If you do not wish to speak at that moment, simply say “I pass” and hand the talking stick to the person to your left. For virtual meetings, moderators, maintain the same speaking order and establish a clockwise movement within the circle, calling on the next speaker. The speaker will say aloud that they’re finished speaking to avoid confusion and delay.

4) Listen with respect, and be present- All members listen attentively and give their support to the speaker. Listening with your heart allows you to hear and feel the speaker’s true intentions. Listen to the speaker in the same manner that you wish to be heard.
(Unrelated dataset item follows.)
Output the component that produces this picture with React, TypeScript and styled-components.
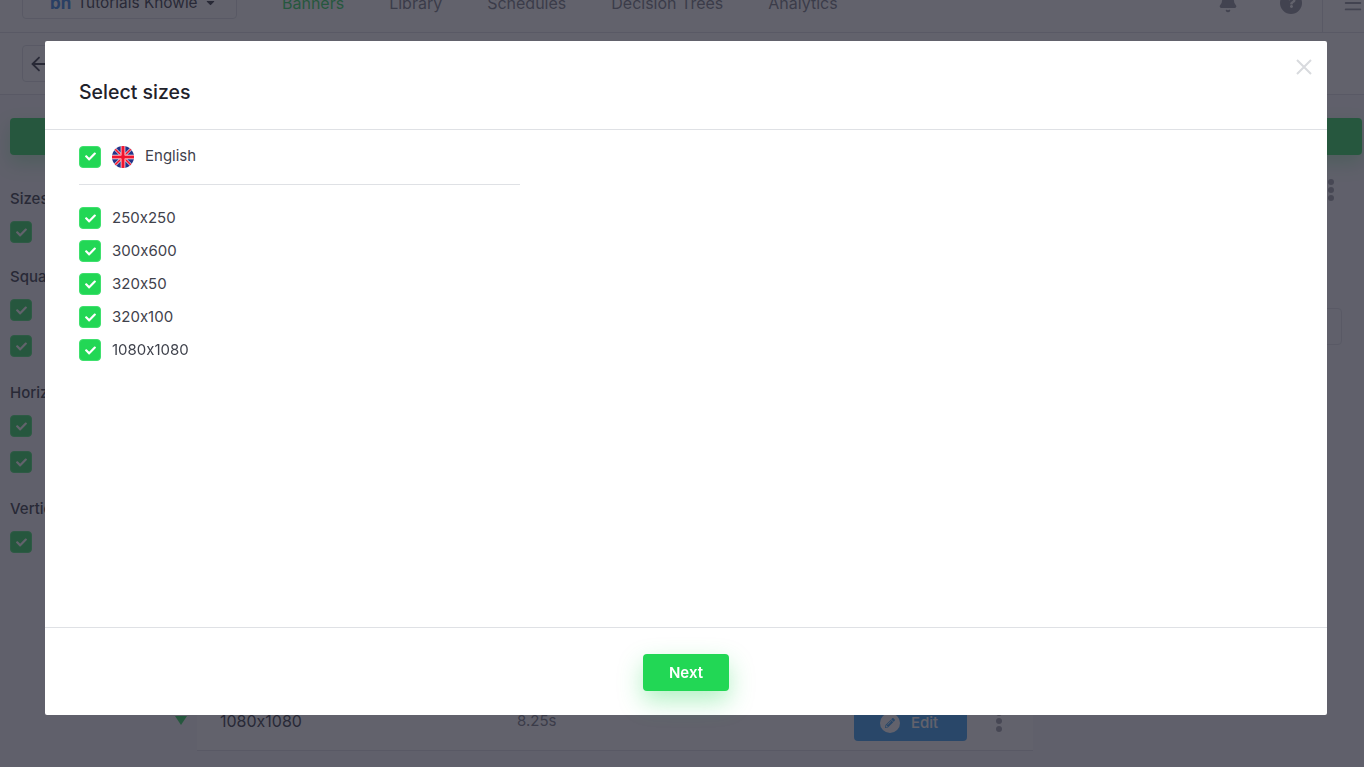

5) Do not repeat what was said in the Talking Circle – Depending on the intention of the circle, what is said within the circle stays confidential. This is especially true when the circle is being used for healing. If the circle was used to arrive at a decision, then it’s the final unified decision that is to be shared freely.

6) Speak in the first person narrative- When speaking in the circle, state your feelings and thoughts using “I”, speak for yourself in the first-person narrative. Avoid speaking for others.

7) Do not speak directly to the comments made by another speaker- This includes direct criticisms or even compliments of other speaker’s words. It is best to echo the comments of another if you feel aligned with them. When you disagree with a statement made by another, only offer your own perspective and feelings on that subject.

8) Be humble and respectful of all in the circle –Avoid criticizing or negating the words of others, We are all Equals in the Circle. Speak instead of your own ideas and feelings, I feel- followed by your own perspectives.

Conclude each talking circle by closing sacred space, if it was opened. The organizer should say aloud that the Talking circle is now closed. At this time, conversations may take place or simply conclude the gathering with any final messages. If additional guidance on sacred space, Talking Circle etiquette or any questions, the author (Leslie Hart) is very happy to provide additional assistance.